Carol Currie, an excellent newspaper columnist, tells a story of food and greed. She writes:
"We were returning from Georgia on a recent Sunday night and not many restaurants were open. We stopped in a chain pizza buffet restaurant in a small South Carolina town because it was quick and because there wasn’t much other choice.
The place was packed with people who all seemed to know each other. What we witnessed was a full-scale hog-out of the worst kind by
some already well-fed folks.
The decibel level was deafening. The little child laughing hysterically just across from us soon had a tantrum and the screaming sent the noise level off the charts.

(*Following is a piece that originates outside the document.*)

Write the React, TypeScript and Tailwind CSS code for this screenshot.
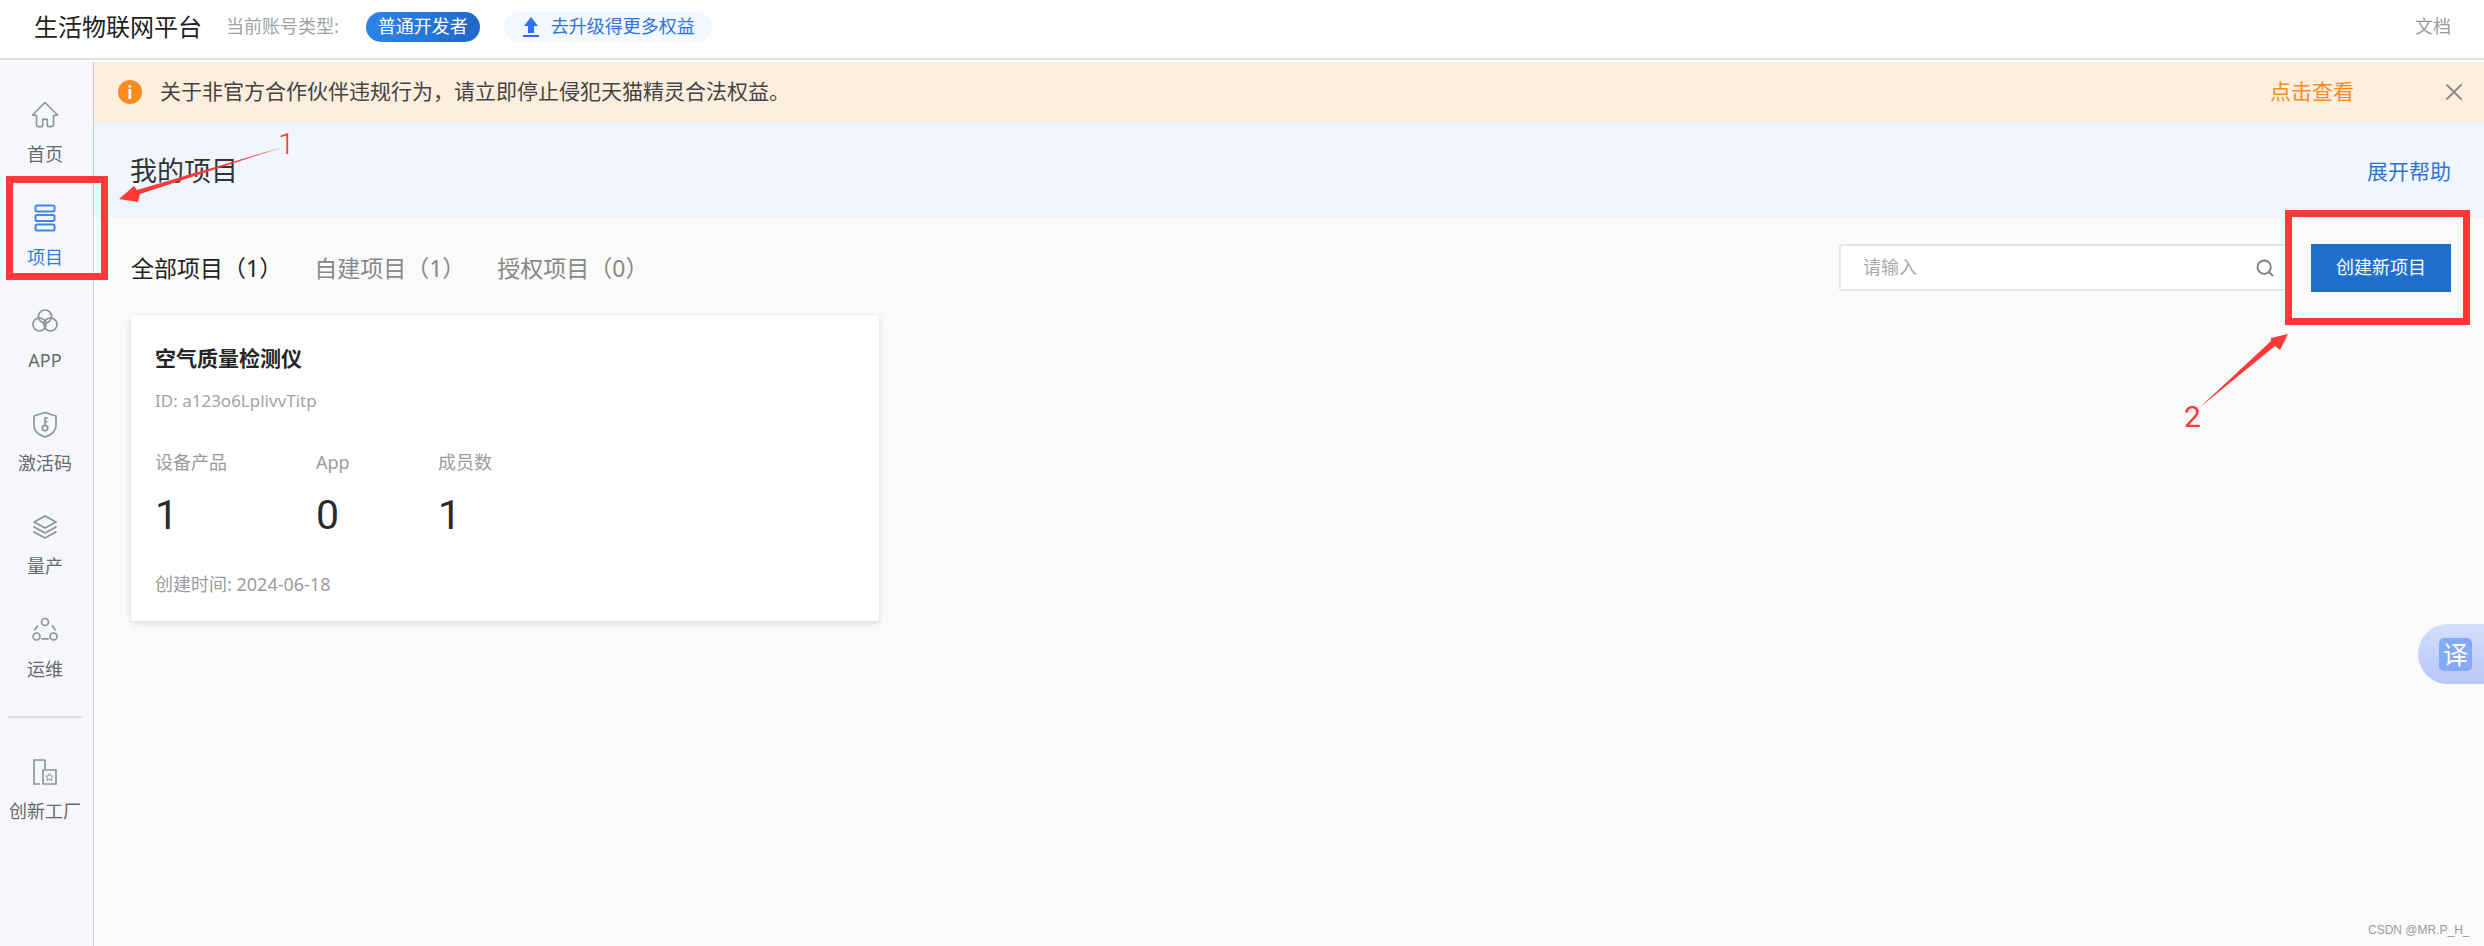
import { Search, X } from 'lucide-react'
import type { ReactNode } from 'react'

function HomeIcon() {
    return (
        <svg viewBox="0 0 28 28" className="h-7 w-7" fill="none" stroke="#8d949c" strokeWidth="1.6" strokeLinejoin="round" strokeLinecap="round">
            <path d="M14 1.500 1.500 14l4 .6v9c0 1.200.8 2 2 2h3c.8 0 1.200-.5 1.200-1.200v-6h4.600v6c0 .7.4 1.200 1.200 1.200h3c1.200 0 2-.8 2-2v-9l4-.6Z" />
        </svg>
    )
}

function ProjectIcon() {
    return (
        <svg viewBox="0 0 28 28" className="h-7 w-7" fill="none" stroke="#3d86f4" strokeWidth="2">
            <rect x="4.500" y="1.500" width="19" height="6" rx="1.500" />
            <rect x="4.500" y="11" width="19" height="6" rx="1.500" />
            <rect x="4.500" y="20.500" width="19" height="6" rx="1.500" />
        </svg>
    )
}

function AppIcon() {
    return (
        <svg viewBox="0 0 28 28" className="h-7 w-7" fill="none" stroke="#8d949c" strokeWidth="1.700">
            <circle cx="14" cy="9.500" r="6.500" />
            <circle cx="8.500" cy="17.500" r="6.500" />
            <circle cx="19.500" cy="17.500" r="6.500" />
        </svg>
    )
}

function ShieldIcon() {
    return (
        <svg viewBox="0 0 28 28" className="h-7 w-7" fill="none" stroke="#8d949c" strokeWidth="1.700" strokeLinejoin="round">
            <path d="M14 2.500 25 6v9.500c0 5.500-5 9.500-11 11.500C8 25 3 21 3 15.500V6Z" />
            <circle cx="14" cy="18" r="2.700" />
            <path d="M14 15V8h3M14 11.500h2.500" />
        </svg>
    )
}

function LayersIcon() {
    return (
        <svg viewBox="0 0 28 28" className="h-7 w-7" fill="none" stroke="#8d949c" strokeWidth="1.700" strokeLinejoin="round">
            <path d="M14 3 25 9l-11 6L3 9Z" />
            <path d="m4 13.500-1 .5 11 6 11-6-1-.5" />
            <path d="m4 18.500-1 .5 11 6 11-6-1-.5" />
        </svg>
    )
}

function OpsIcon() {
    return (
        <svg viewBox="0 0 28 28" className="h-7 w-7" fill="none" stroke="#8d949c" strokeWidth="1.700" strokeLinecap="round">
            <circle cx="14" cy="6" r="3.500" />
            <circle cx="5.500" cy="20.500" r="3.500" />
            <circle cx="22.500" cy="20.500" r="3.500" />
            <path d="M11 22.800h6M3.800 13.800 6.500 10M24.200 13.800 21.500 10" />
        </svg>
    )
}

function FactoryIcon() {
    return (
        <svg viewBox="0 0 28 28" className="h-7 w-7" fill="none" stroke="#8d949c" strokeWidth="1.700" strokeLinejoin="round">
            <path d="M9 26H3V2h11v9" />
            <rect x="12" y="12" width="13" height="14" />
            <path d="m18.500 15.500 1.200 2.400 2.500.3-1.800 1.700.5 2.500-2.400-1.200-2.400 1.200.5-2.500-1.800-1.700 2.500-.3Z" strokeWidth="1" />
        </svg>
    )
}

function NavItem({ icon, label, active }: { icon: ReactNode; label: string; active?: boolean }) {
    return (
        <div className="flex h-[103px] flex-col items-center pt-3">
            {icon}
            <span className={`mt-[15px] text-[18px] leading-5 ${active ? 'text-[#2f7ae5]' : 'text-[#666a6e]'}`}>{label}</span>
        </div>
    )
}

function Sidebar() {
    return (
        <aside className="flex w-[94px] shrink-0 flex-col border-r border-[#c9cbce] bg-[#f5f7fa] pr-[3px] pt-[27px]">
            <NavItem icon={<HomeIcon />} label="首页" />
            <NavItem icon={<ProjectIcon />} label="项目" active />
            <NavItem icon={<AppIcon />} label="APP" />
            <NavItem icon={<ShieldIcon />} label="激活码" />
            <NavItem icon={<LayersIcon />} label="量产" />
            <NavItem icon={<OpsIcon />} label="运维" />
            <div className="mx-[8px] mt-[9px] h-0.5 bg-[#dfe1e4]" />
            <div className="mt-[40px] flex flex-col items-center">
                <FactoryIcon />
                <span className="mt-[15px] text-[18px] leading-5 text-[#666a6e]">创新工厂</span>
            </div>
        </aside>
    )
}

function Header() {
    return (
        <header className="flex h-[60px] shrink-0 items-center border-b-2 border-[#dcdee0] bg-white pb-[5px] pl-[34px] pr-[33px]">
            <span className="text-[24px] leading-8 text-[#222]">生活物联网平台</span>
            <span className="ml-6 text-[18px] text-[#a3a3a3]">当前账号类型:</span>
            <span className="ml-[27px] flex h-[30px] w-[114px] items-center justify-center rounded-full bg-gradient-to-r from-[#2b84ea] to-[#2069c8] text-[18px] text-white">
                普通开发者
            </span>
            <span className="ml-6 flex h-[30px] w-[208px] items-center rounded-full bg-[#f3f7fe] pl-[18px] text-[18px] text-[#2f74e0]">
                <svg viewBox="0 0 18 22" className="mr-[11px] h-[22px] w-[18px]" fill="#2f6ff0">
                    <path d="M9 1 16 10h-4v7H6v-7H2Z" />
                    <rect x="1" y="19" width="16" height="2" />
                </svg>
                去升级得更多权益
            </span>
            <span className="ml-auto text-[18px] text-[#9a9a9a]">文档</span>
        </header>
    )
}

function Notice() {
    return (
        <div className="flex h-[60px] shrink-0 items-center bg-[#fdeedd] pl-[24px] pr-[16px]">
            <span className="flex h-6 w-6 items-center justify-center rounded-full bg-[#fb8b1e] font-['Roboto',sans-serif] text-[18px] font-bold text-white">i</span>
            <span className="ml-[18px] text-[21px] text-[#444]">关于非官方合作伙伴违规行为，请立即停止侵犯天猫精灵合法权益。</span>
            <span className="ml-auto text-[21px] text-[#fb8b1e]">点击查看</span>
            <X className="ml-[86px] h-7 w-7 text-[#8e8e8e]" strokeWidth={1.700} />
        </div>
    )
}

function Tab({ label, count, active }: { label: string; count: number; active?: boolean }) {
    return (
        <span className={`text-[23px] leading-8 ${active ? 'text-[#222]' : 'text-[#888]'}`}>
            {label}（{count}）
        </span>
    )
}

function Stat({ label, value, className }: { label: string; value: number; className: string }) {
    return (
        <div className={className}>
            <div className="text-[18px] leading-6 text-[#9b9b9b]">{label}</div>
            <div className="mt-[18px] font-['Roboto',sans-serif] text-[41px] leading-[46px] text-[#2b2b2b]">{value}</div>
        </div>
    )
}

function ProjectCard() {
    return (
        <div className="ml-[37px] mt-[23px] h-[306px] w-[748px] rounded-[3px] bg-white px-6 pt-[28px] shadow-[0_2px_6px_rgba(0,0,0,0.14)]">
            <div className="text-[21px] font-bold leading-[30px] text-[#262626]">空气质量检测仪</div>
            <div className="mt-[16px] text-[17px] leading-6 text-[#a3a3a3]">ID: a123o6LplivvTitp</div>
            <div className="mt-[37px] flex">
                <Stat label="设备产品" value={1} className="w-[161px]" />
                <Stat label="App" value={0} className="w-[122px]" />
                <Stat label="成员数" value={1} className="w-[100px]" />
            </div>
            <div className="mt-[34px] text-[18px] leading-6 text-[#9b9b9b]">创建时间: 2024-06-18</div>
        </div>
    )
}

function Toolbar() {
    return (
        <div className="flex h-[74px] items-center justify-between pb-[1px] pl-[37px] pr-[33px] pt-[26px]">
            <div className="flex gap-[32px]">
                <Tab label="全部项目" count={1} active />
                <Tab label="自建项目" count={1} />
                <Tab label="授权项目" count={0} />
            </div>
            <div className="flex items-center gap-[23px]">
                <div className="flex h-[47px] w-[449px] items-center justify-between rounded-[3px] border-2 border-[#e6e6e6] bg-white pl-[22px] pr-[11px]">
                    <span className="text-[18px] text-[#a9a9a9]">请输入</span>
                    <Search className="h-5 w-5 text-[#7d7d7d]" strokeWidth={2.200} />
                </div>
                <button className="flex h-[48px] w-[140px] items-center justify-center bg-[#1f6fcc] text-[18px] text-white">创建新项目</button>
            </div>
        </div>
    )
}

function Annotations() {
    return (
        <>
            <div className="absolute left-[6px] top-[176px] h-[104px] w-[102px] border-[7px] border-[#ff3838]" />
            <div className="absolute left-[2285px] top-[210px] h-[115px] w-[185px] border-[7px] border-[#ff3838]" />
            <svg viewBox="0 0 175 65" className="absolute left-[115px] top-[140px] h-[65px] w-[175px]" fill="#ff3838">
                <polygon points="4,59 19,46 22,50 168,7 25,54 23,62" />
            </svg>
            <svg viewBox="0 0 105 85" className="absolute left-[2190px] top-[330px] h-[85px] w-[105px]" fill="#ff3838">
                <polygon points="98,4 90,20 85,16 9,78 81,11 81,8" />
            </svg>
            <span className="absolute left-[278px] top-[128px] font-['Roboto',sans-serif] text-[30px] font-light leading-8 text-[#ff3838]">1</span>
            <span className="absolute left-[2184px] top-[401px] font-['Roboto',sans-serif] text-[30px] leading-8 text-[#ff3838]">2</span>
        </>
    )
}

export default function App() {
    return (
        <div className="relative flex h-[946px] w-full flex-col overflow-hidden bg-[#fafafa] font-['Noto_Sans','Noto_Sans_CJK_SC',sans-serif]">
            <Header />
            <div className="flex min-h-0 flex-1 pt-[2px]">
                <Sidebar />
                <main className="min-w-0 flex-1">
                    <Notice />
                    <div className="flex h-[96px] items-center justify-between bg-[#f1f6fe] pl-[36px] pr-[33px] pt-[3px]">
                        <h1 className="text-[27px] text-[#333]">我的项目</h1>
                        <span className="text-[21px] text-[#2f74d0]">展开帮助</span>
                    </div>
                    <Toolbar />
                    <ProjectCard />
                </main>
            </div>
            <div className="absolute right-0 top-[624px] flex h-[60px] w-[66px] items-center rounded-l-full bg-gradient-to-b from-[#d3defc] to-[#b8c6f8] pl-[21px]">
                <span className="flex h-[33px] w-[33px] items-center justify-center rounded-[5px] bg-[#84aaf6] text-[25px] leading-none text-white">译</span>
            </div>
            <span className="absolute left-[2368px] top-[922px] font-['Liberation_Sans',sans-serif] text-[12px] leading-4 text-[#9a9a9a]">CSDN @MR.P_H_</span>
            <Annotations />
        </div>
    )
}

There was a line to get to the pizza and I had the feeling I might have gotten my hand cut off if I had reached for the last piece. The restaurant workers were doing an admirable job keeping up with pizza demand but it was difficult when one person loaded half of a hot pizza on his plate.
Some diners started eating their pizza before they even finished going through the line. I saw one woman return to the bar at least four times.
There were bowls for the salad bar but some folks grabbed dinner plates for salad and piled them high. One man had at least a half-cup of sunflower seeds overflowing his plate and spilling onto the floor.
If you have ever been to a pizza hog-out, you know that there is also dessert pizza. There got to be a line at the dessert section, which was puzzling because there were already two kinds of dessert pizza on the bar. It turns out the crowd was waiting for a favorite, a pizza with tiny chocolate chips on top. Once one of these pizzas made it to the bar, it was scarfed up before those at the end of the line even caught sight of it.
“This could be what hell is like,” I commented to Walt.
“Yep, we’d better get out of here before a fistfight breaks out,” he said.
We went out into the hot summer air and it felt like heaven.
I might say that in looking for a category for this post, I thought of "sin" but noticed I didn't yet have such a category listed. I do now.